Follow the instructions above, however instead of placing a microcontroller into the ZIF socket connect the ISP Shield 2.0 to the target board with a 6 pin (2x3 DIL) ribbon cable. Be sure to get the orientation correct; pin 1 is marked with an arrow on the ISP Shield 2.0 circuit board.

In addition, make sure that the target power jumper is set correctly on the ISP Shield 2.0. If your target board has its own power, the jumper (location J5) should be set to 'Nope', like so:


It is important to make sure that your target is genuinely Arduino compatible, and that you select the appropriate target board type from the Arduino Tools menu. If you are programming an ATmega168 your target board will need the appropriate crystal and related capacitors. If you are programming an ATmega328 your target board may have an appropriate crystal and related capacitors. However if you wish to use the internal oscillator instead you need to install support for an additional hardware configuration. Check the From Arduino to a Microcontroller on a Breadboard tutorial by the Arduino Team - under the Minimal Circuit (Eliminating the External Clock) section there are instructions for downloading and installing the ATmega328 on a breadboard (8 MHz internal clock) hardware configuration in the Arduino IDE. Once installed, select this Board type when programming an ATmega328 on an external target board that has no crystal.

...To use the ISP Shield 2.0 in place of an AVR ISP

The ArduinoISP sketch mimics the Atmel AVRISP programmer. You can use avrdude to upload compiled programs to an ATmega168/ATmega328 via the ISP Shield 2.0 ZIF socket or either of the ISP headers. With the Arduino IDE, you can upload sketches with the ISP Shield by pressing and holding the shift key before clicking the Upload icon. Normally when you hover the mouse over the icon you will see "Upload". When holding the shift key it will show "Upload Using Programmer."

When using an Arduino and ArduinoISP in this capacity the avrdude programmer type should be set to 'avrisp'. If you are using Windows avrdude may not be able to use the Arduino unless it is attached to COM port 9 (COM9) or lower. To change the port number that a device is attached to first locate it in the Device Manager: in the System Properties control panel, select the Hardware tab, then click the Device Manager button, and finally expand the Ports (COM & LPT) item. Right click the appropriate device for your Arduino and select Properties option, select the Port Settings tab, and click the button labeled Advanced.... Select a new unused port in the COM Port Number drop-down selection box.

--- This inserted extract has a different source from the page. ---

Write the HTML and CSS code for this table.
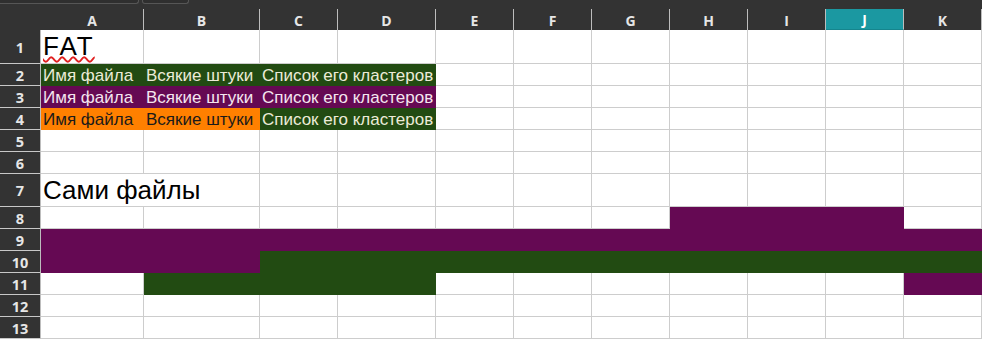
FILE: index.html
```html
<!DOCTYPE html>
<html>
<head>
<meta charset="utf-8">
<link rel="stylesheet" href="styles.css">
</head>
<body>
<div class="topstrip">
  <div class="tb tb1"></div>
  <div class="tb tb2"></div>
</div>
<div class="sheet">
  <!-- header -->
  <div class="corner"></div>
  <div class="ch">A</div><div class="ch">B</div><div class="ch">C</div><div class="ch">D</div>
  <div class="ch">E</div><div class="ch">F</div><div class="ch">G</div><div class="ch">H</div>
  <div class="ch">I</div><div class="ch sel">J</div><div class="ch">K</div>

  <!-- row 1 -->
  <div class="rh big">1</div>
  <div class="c"><div class="title"><span class="fat">FAT</span></div></div>
  <div class="c"></div><div class="c"></div><div class="c"></div><div class="c"></div><div class="c"></div>
  <div class="c"></div><div class="c"></div><div class="c"></div><div class="c"></div><div class="c"></div>

  <!-- row 2 -->
  <div class="rh">2</div>
  <div class="c g t">Имя файла</div>
  <div class="c g t">Всякие штуки</div>
  <div class="c g t s2">Список его кластеров</div>
  <div class="c"></div><div class="c"></div><div class="c"></div><div class="c"></div>
  <div class="c"></div><div class="c"></div><div class="c"></div>

  <!-- row 3 -->
  <div class="rh">3</div>
  <div class="c p t">Имя файла</div>
  <div class="c p t">Всякие штуки</div>
  <div class="c p t s2">Список его кластеров</div>
  <div class="c"></div><div class="c"></div><div class="c"></div><div class="c"></div>
  <div class="c"></div><div class="c"></div><div class="c"></div>

  <!-- row 4 -->
  <div class="rh">4</div>
  <div class="c o t">Имя файла</div>
  <div class="c o t">Всякие штуки</div>
  <div class="c g t s2">Список его кластеров</div>
  <div class="c"></div><div class="c"></div><div class="c"></div><div class="c"></div>
  <div class="c"></div><div class="c"></div><div class="c"></div>

  <!-- row 5 -->
  <div class="rh">5</div>
  <div class="c"></div><div class="c"></div><div class="c"></div><div class="c"></div><div class="c"></div><div class="c"></div>
  <div class="c"></div><div class="c"></div><div class="c"></div><div class="c"></div><div class="c"></div>

  <!-- row 6 -->
  <div class="rh">6</div>
  <div class="c"></div><div class="c"></div><div class="c"></div><div class="c"></div><div class="c"></div><div class="c"></div>
  <div class="c"></div><div class="c"></div><div class="c"></div><div class="c"></div><div class="c"></div>

  <!-- row 7 -->
  <div class="rh big">7</div>
  <div class="c s2"><div class="title">Сами файлы</div></div>
  <div class="c"></div><div class="c"></div><div class="c"></div><div class="c"></div>
  <div class="c"></div><div class="c"></div><div class="c"></div><div class="c"></div><div class="c"></div>

  <!-- row 8 -->
  <div class="rh">8</div>
  <div class="c"></div><div class="c"></div><div class="c"></div><div class="c"></div><div class="c"></div><div class="c"></div><div class="c"></div>
  <div class="c p"></div><div class="c p"></div><div class="c p"></div>
  <div class="c"></div>

  <!-- row 9 -->
  <div class="rh">9</div>
  <div class="c p"></div><div class="c p"></div><div class="c p"></div><div class="c p"></div><div class="c p"></div><div class="c p"></div>
  <div class="c p"></div><div class="c p"></div><div class="c p"></div><div class="c p"></div><div class="c p"></div>

  <!-- row 10 -->
  <div class="rh">10</div>
  <div class="c p"></div><div class="c p"></div>
  <div class="c g"></div><div class="c g"></div><div class="c g"></div><div class="c g"></div><div class="c g"></div>
  <div class="c g"></div><div class="c g"></div><div class="c g"></div><div class="c g"></div>

  <!-- row 11 -->
  <div class="rh">11</div>
  <div class="c"></div>
  <div class="c g"></div><div class="c g"></div><div class="c g"></div>
  <div class="c"></div><div class="c"></div><div class="c"></div><div class="c"></div><div class="c"></div><div class="c"></div>
  <div class="c p"></div>

  <!-- row 12 -->
  <div class="rh">12</div>
  <div class="c"></div><div class="c"></div><div class="c"></div><div class="c"></div><div class="c"></div><div class="c"></div>
  <div class="c"></div><div class="c"></div><div class="c"></div><div class="c"></div><div class="c"></div>

  <!-- row 13 -->
  <div class="rh">13</div>
  <div class="c"></div><div class="c"></div><div class="c"></div><div class="c"></div><div class="c"></div><div class="c"></div>
  <div class="c"></div><div class="c"></div><div class="c"></div><div class="c"></div><div class="c"></div>
</div>
</body>
</html>
```

FILE: styles.css
```css
* { box-sizing: border-box; }
html, body {
  margin: 0;
  padding: 0;
  background: #ffffff;
  overflow: hidden;
}
.topstrip {
  height: 9px;
  background: #333333;
  display: flex;
  gap: 3px;
  align-items: flex-start;
}
.tb {
  height: 4px;
  background: #2f2f2f;
  border: 1px solid #565656;
  border-top: none;
  border-radius: 0 0 3px 3px;
}
.tb1 { width: 141px; margin-left: -2px; }
.tb2 { width: 47px; }

.sheet {
  display: grid;
  grid-template-columns: 41px 103px 116px 78px 98px 78px 78px 78px 78px 78px 78px 78px;
  grid-template-rows: 21px 34px 22px 22px 22px 22px 22px 33px 22px 22px 22px 22px 22px 22px;
  font-family: "Liberation Sans", Arial, sans-serif;
}
.corner {
  background: #333333;
  border-right: 1px solid #333333;
}
.ch {
  background: #333333;
  color: #e6e6e6;
  font-family: "Open Sans", "DejaVu Sans", sans-serif;
  font-weight: 700;
  font-size: 14px;
  display: flex;
  align-items: center;
  justify-content: center;
  border-right: 1px solid #bdbdbd;
  padding-top: 1px;
}
.ch:last-child { border-right: none; }
.ch.sel {
  background: #1b98a1;
  color: #ffffff;
  border-bottom: 1px solid #15858d;
}
.rh {
  background: #333333;
  color: #e6e6e6;
  font-family: "Open Sans", "DejaVu Sans", sans-serif;
  font-weight: 700;
  font-size: 14.5px;
  display: flex;
  align-items: center;
  justify-content: center;
  border-right: 1px solid #bdbdbd;
  border-bottom: 1px solid #c8c8c8;
  padding-top: 1px;
}
.c {
  border-right: 1px solid #cdcdcd;
  border-bottom: 1px solid #cdcdcd;
  background: #ffffff;
  white-space: nowrap;
  overflow: visible;
  position: relative;
}
.s2 { grid-column: span 2; }
.t {
  font-size: 17px;
  line-height: 21px;
  padding-left: 2px;
  padding-top: 1px;
}
.g { background: #224b12; border-color: #224b12; color: #ecebd8; }
.p { background: #650953; border-color: #650953; color: #f4e6ef; }
.o { background: #ff8000; border-color: #ff8000; color: #1a1a1a; }
.title {
  font-size: 26px;
  line-height: 33px;
  padding-left: 2px;
  padding-top: 0;
  color: #000000;
}
.fat {
  text-decoration: underline wavy #e02020;
  text-decoration-thickness: 1.5px;
  text-underline-offset: 1px;
  letter-spacing: 2px;
}
```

Here is the AVRdude command to use to flash a chip using the shield: avrdude -c avrisp -p [TARGET CHIP NAME] -P [PORT] -b 19200 -U flash:w:[PATH TO COMPILED HEX FILE]

Check the avrdude webpage for complete instructions and documentation regarding the use of avrdude.

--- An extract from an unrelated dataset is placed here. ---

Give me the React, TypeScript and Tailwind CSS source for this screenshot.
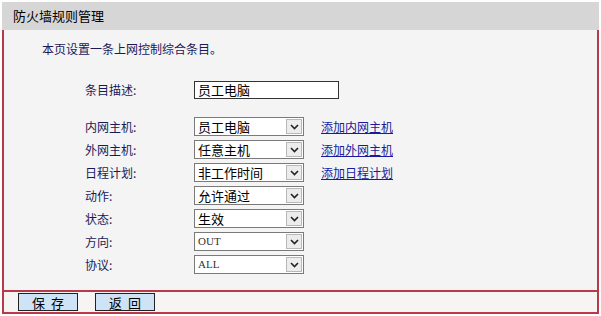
import React from 'react'

const font = { fontFamily: '"Noto Sans CJK SC", "DejaVu Sans", sans-serif' }

function Chevron() {
  return (
    <svg width="9" height="6" viewBox="0 0 9 6">
      <path d="M1 1 L4.5 4.5 L8 1" fill="none" stroke="#222" strokeWidth="1.6" />
    </svg>
  )
}

function Select({ value, mono }: { value: string; mono?: boolean }) {
  return (
    <div className="flex h-[19px] w-[110px] items-stretch border border-[#7a7a7a] bg-white">
      <div
        className={`flex flex-1 items-center pl-[3px] leading-none ${mono ? 'text-[11px] text-[#333]' : 'text-[13px] text-black'}`}
        style={mono ? { fontFamily: '"Liberation Serif", serif' } : undefined}
      >
        {value}
      </div>
      <div className="m-[1px] flex w-[16px] items-center justify-center border border-[#b8b8b8] bg-[#ececec]">
        <Chevron />
      </div>
    </div>
  )
}

const rows: { label: string; value: string; link?: string; mono?: boolean }[] = [
  { label: '内网主机:', value: '员工电脑', link: '添加内网主机' },
  { label: '外网主机:', value: '任意主机', link: '添加外网主机' },
  { label: '日程计划:', value: '非工作时间', link: '添加日程计划' },
  { label: '动作:', value: '允许通过' },
  { label: '状态:', value: '生效' },
  { label: '方向:', value: 'OUT', mono: true },
  { label: '协议:', value: 'ALL', mono: true },
]

export default function App() {
  return (
    <div className="h-[316px] w-[601px] bg-white pt-[2px] text-[12px]" style={font}>
      {/* Header */}
      <div className="mx-[2px] flex h-[28px] items-center bg-[#d6d6d6] pl-[11px] text-[13px] text-black">
        防火墙规则管理
      </div>

      {/* Body */}
      <div className="mx-[2px] border-x-2 border-[#b9394a] bg-[#f4f4f4]">
        <div className="h-[260px] pl-[38px] pt-[11px]">
          <div className="h-[16px] leading-[16px] text-[12px] text-[#1a1a5a]">本页设置一条上网控制综合条目。</div>

          <div className="mt-[23px] flex h-[19px] items-center">
            <div className="w-[152px] pl-[43px] text-[#1a1a5a]">条目描述:</div>
            <div className="flex h-[18px] w-[145px] items-center border border-[#333] bg-white pl-[3px] text-[13px] text-black">
              员工电脑
            </div>
          </div>

          <div className="mt-[18px] flex flex-col gap-[4px]">
            {rows.map((r) => (
              <div key={r.label} className="flex h-[19px] items-center">
                <div className="w-[152px] pl-[43px] text-[#1a1a5a]">{r.label}</div>
                <Select value={r.value} mono={r.mono} />
                {r.link && (
                  <a className="ml-[17px] text-[#1a1aa0] underline" href="#">
                    {r.link}
                  </a>
                )}
              </div>
            ))}
          </div>
        </div>

        {/* Footer */}
        <div className="flex h-[24px] items-center gap-[17px] border-y-2 border-[#b9394a] bg-[#f7f4f4] pl-[14px]">
          <button className="h-[18px] w-[60px] border border-[#222] bg-[#cfe3f7] pl-[6px] text-[13px] leading-none tracking-[6px] text-black">
            保存
          </button>
          <button className="h-[18px] w-[60px] border border-[#222] bg-[#cfe3f7] pl-[6px] text-[13px] leading-none tracking-[6px] text-black">
            返回
          </button>
        </div>
      </div>
    </div>
  )
}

Known Issue With Auto-Reset

There is a known issue with auto-reset (a common feature on Arduino boards) and the ArduinoISP technique. You may, for example, get the "not in sync: resp=0x15" error message. If so, you may need to disable auto-reset. The ISP Shield 2.0 has a resistor on board for this eventuality.

Locate header J6 on the ISP Shield 2.0 and connect a jumper across the top and middle pins to override auto-reset, like so:


Connecting a jumper across the bottom two pins (or leaving the jumper off entirely) will allow the Arduino board to function normally:


Known Issue With Arduino Uno

We have found the ISP shield to work well when situated on top of the Arduino Uno, if you add a small capacitor, 0.1 uF or so, between RST and GND on the ISP shield. We recommend placing it into header J4, spanning from the leftmost pin (RST) to one of the two GND pins. (You may need to remove this capacitor when initially writing the ArduinoISP sketch).

This is similar to the technique recommended in the ArduinoISP tutorial of putting a 10 uF capacitor there, but also editing the ArduinoISP to account for the longer time constant associated with the larger capacitor.

Recent changes; Arduino variants that (historically) did not work

  • We have had two reports of the ArduinoISP method not working properly with the Arduino Mega 2560. This is due to a software problem, that may be fixed in future releases of the Arduino and/or ArduinoISP software. Some software workarounds have been reported to work.
  • Arduino IDE version 1.6.6 brings a number of improvements to the ArduinoISP process, which may address these issues. You can read more about that here.

Arduino variants that probably still will not work

  • The Arduino Yun does not connect the ArduinoISP control pins to the Digital I/O pins and will not work without custom wiring.